Is There Anybody Out There? wowed audiences at Sundance back in January and did the same at EIFF. Ella Glendinning‘s sweet, funny, and ultimately triumphant documentary follows the filmmaker through her quest to find somebody with the same disability that she does. Ella was born without hip joints and with short thigh bones, a condition so rare it barely has a name. We see her journey from an adorable, curious, and cheeky toddler in family video footage, to three years in her late 20s as she embarks on her search to find someone, anyone, just like her.

Like a lot of great documentaries, Is There Anybody Out There becomes a completely different journey to the one the filmmaker intended. Ella, clearly playing with the subconscious, ableist assumptions of the viewer, springs a surprise by introducing the audience to her handsome boyfriend and an unexpected pregnancy. This revelation changes the feel of the documentary exponentially. You can visibly see Ella’s combative edges, chiselled by experience, soften as she plans for the future. Then along comes Covid and she has to continue her search during the upheaval of lockdown, and the arrival of her gorgeous baby son.

Is There Anybody Out There? poses many interesting questions without insisting on having all the answers. How do we define a fulfilling, valuable, life? How do parents make the tough choices for a disabled child who can’t consent to the treatment offered? Can a disabled person make allowances for their disability without sacrificing any of themselves, or without confirming to ableist societal structures? What is amazing about Glendinning’s documentary is how it allows these issues to percolate and for any potential conclusions to shift and reshape throughout. For instance, early in her pregnancy Ella is insistent on a natural birth despite her condition. Later she considers this to be internalised ableism on her part, and she’s baffled she even cared how the baby was born as long as he was healthy and happy.

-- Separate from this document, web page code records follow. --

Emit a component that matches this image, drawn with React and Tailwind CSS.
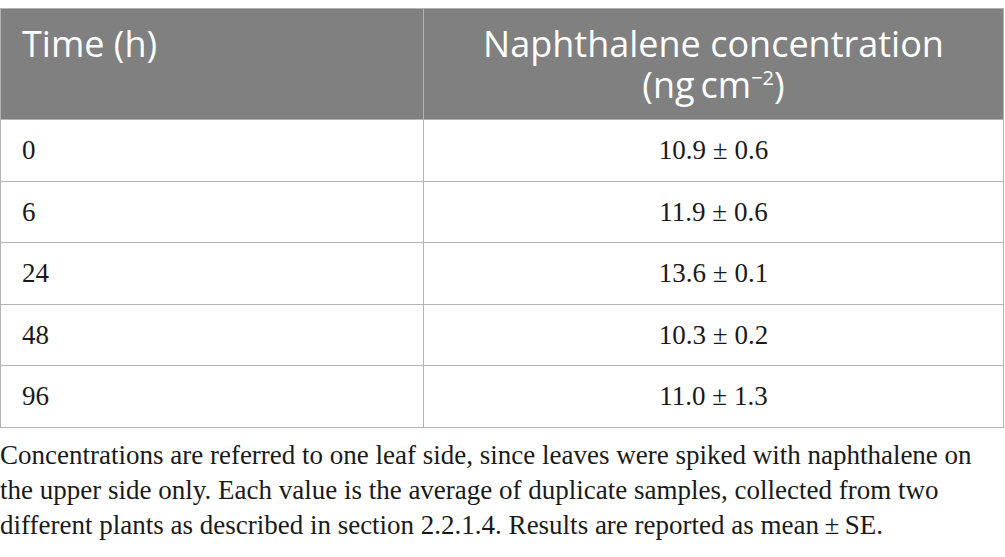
const rows = [
  ["0", "10.9 ± 0.6"],
  ["6", "11.9 ± 0.6"],
  ["24", "13.6 ± 0.1"],
  ["48", "10.3 ± 0.2"],
  ["96", "11.0 ± 1.3"],
];

export default function App() {
  return (
    <div className="min-h-screen bg-white pt-[8px]">
      <table className="w-[1004px] border-collapse">
        <thead>
          <tr className="bg-[#7f807f] text-white font-['Open_Sans',sans-serif] text-[36px] leading-[41px]">
            <th className="h-[111px] w-[423px] border-[1.5px] border-[#b3b3b3] px-[21px] pt-[14px] text-left align-top font-normal">
              Time (h)
            </th>
            <th className="border-[1.5px] border-[#b3b3b3] px-4 pt-[14px] text-center align-top font-normal">
              <div>Naphthalene concentration</div>
              <div>
                (ng&thinsp;cm<span className="align-super text-[20px] leading-none">−2</span>)
              </div>
            </th>
          </tr>
        </thead>
        <tbody className="font-['Liberation_Serif',serif] text-[27px] text-[#1a1a1a]">
          {rows.map(([time, value]) => (
            <tr key={time} className="h-[61.5px]">
              <td className="border-[1.5px] border-[#b3b3b3] px-[21px] align-middle">
                {time}
              </td>
              <td className="border-[1.5px] border-[#b3b3b3] text-center align-middle">
                {value}
              </td>
            </tr>
          ))}
        </tbody>
      </table>
      <p className="mt-[10px] w-[1004px] font-['Liberation_Serif',serif] text-[27px] leading-[35px] text-[#1a1a1a]">
        Concentrations are referred to one leaf side, since leaves were spiked with naphthalene on
        <br />
        the upper side only. Each value is the average of duplicate samples, collected from two
        <br />
        different plants as described in section 2.2.1.4. Results are reported as mean&thinsp;±&thinsp;SE.
      </p>
    </div>
  );
}
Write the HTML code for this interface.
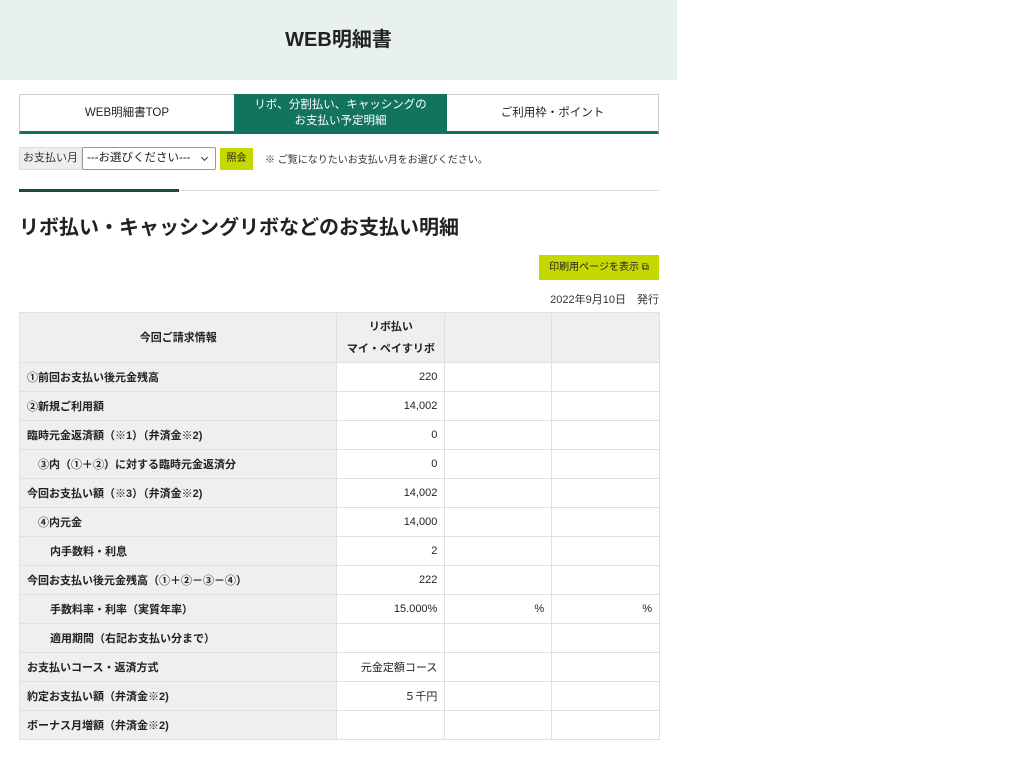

Her entire journey is handled so deftly, with endless humour and empathy. Even a paediatrician who specialises in treating children with Ella’s condition, and who speaks ominously of ‘educating parents’ to approve the treatment, isn’t vilified; Glendinning preferring to disagree with him on camera after their meeting. In fact, Is There Anybody Out There? becomes a joyful and moving experience that documents a beautiful, personal quest towards self-acceptance, but also seeks to reframe how we look at disability in an accessible and non-judgemental way. Utterly compelling.